Un conocido actor en una entrevista radial comentó que
hace veinte año tuvo cáncer. No tenía idea, porque siempre su imagen está
asociada a diversos personajes, con los cuales nos reímos de la vida y de
nuestra sociedad. Pocas veces es él. Siempre representa a otros. Quizá si con
el cáncer, asocio, le pasó algo similar.
No sé. Pero lo trascendente, dijo él, fue la preocupación de tantas personas
que le hicieron sentir que para ellos era importante. Que se preocupaban por
él.
Lo entendí tan bien. Y recordé lo ocurrido con mi
hermana. Hace más de treinta años escribía una carta cada día que le mandaba una vez por semana. Hoy, a sus setenta y un años está cada vez más
silenciosa, casi ausente. No sabe lo que ocurrió hace media hora. Lo único que
desea es amor. Abrazos, besos. Sentirse trascendente para otros. Para los más
cercanos, aunque no puede ya presentarme. No sabe que soy su hermano, sino
alguien muy especial. Pareciera que el tobogán es un canal a través del que desciende
muy rápido. En pocos meses el cambio es total. ¿En cuánto tiempo más seremos
extraños? ¿Cuándo comenzará a vivir sin recuerdos, sin retener ni un segundo?
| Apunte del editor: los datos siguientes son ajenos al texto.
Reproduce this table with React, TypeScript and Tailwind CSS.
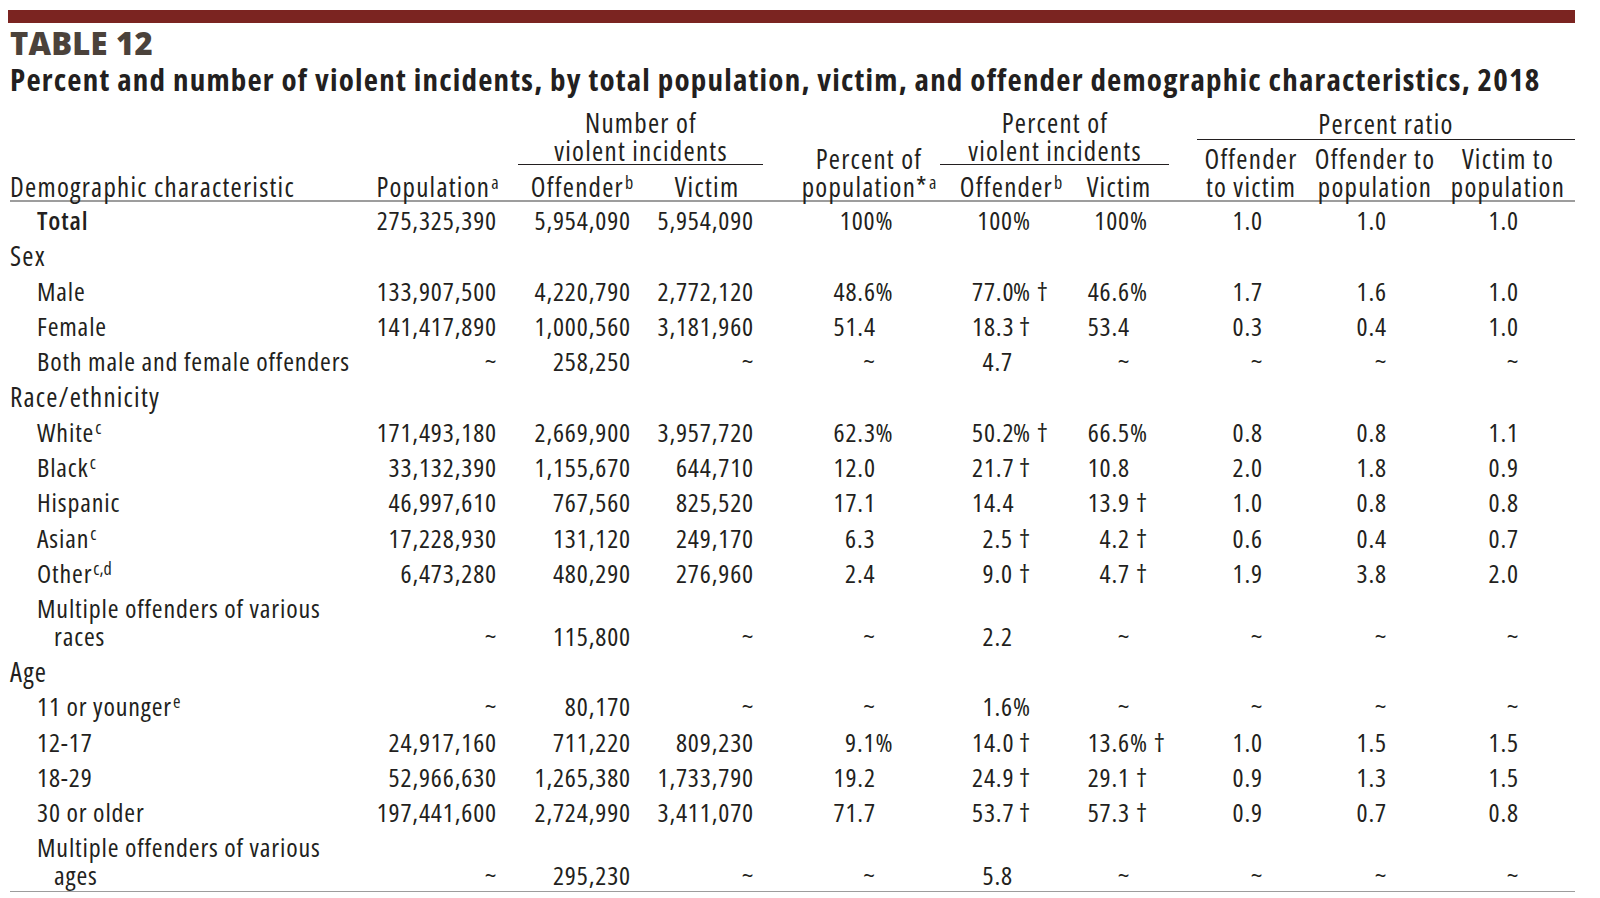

En la tarde, cuando la dejé en su residencia, un lugar
totalmente protegido e impecable, luego de despedirnos y de haberla escuchado
decir que estaba tan feliz, me estiró las manos y me dio el último abrazo y el
último beso. No volví la vista atrás y salí.
¿Nada bueno puede ocurrir? Todos los días ocurre algo
hermoso y alcanzo a ver algo nunca antes visto. Eso me pasa. Así me siento.
¿Será que me estoy poniendo viejo? Pero vale la pena porque el domingo pasado
cuando se abrió la puerta del departamento veo que mi nieto Jerónimo corre y se
abraza conmigo, a sus cuatro años y medio, en una entrega hasta ahora
desconocida.
¿Será que me estoy poniendo viejo? Así, vale la pena.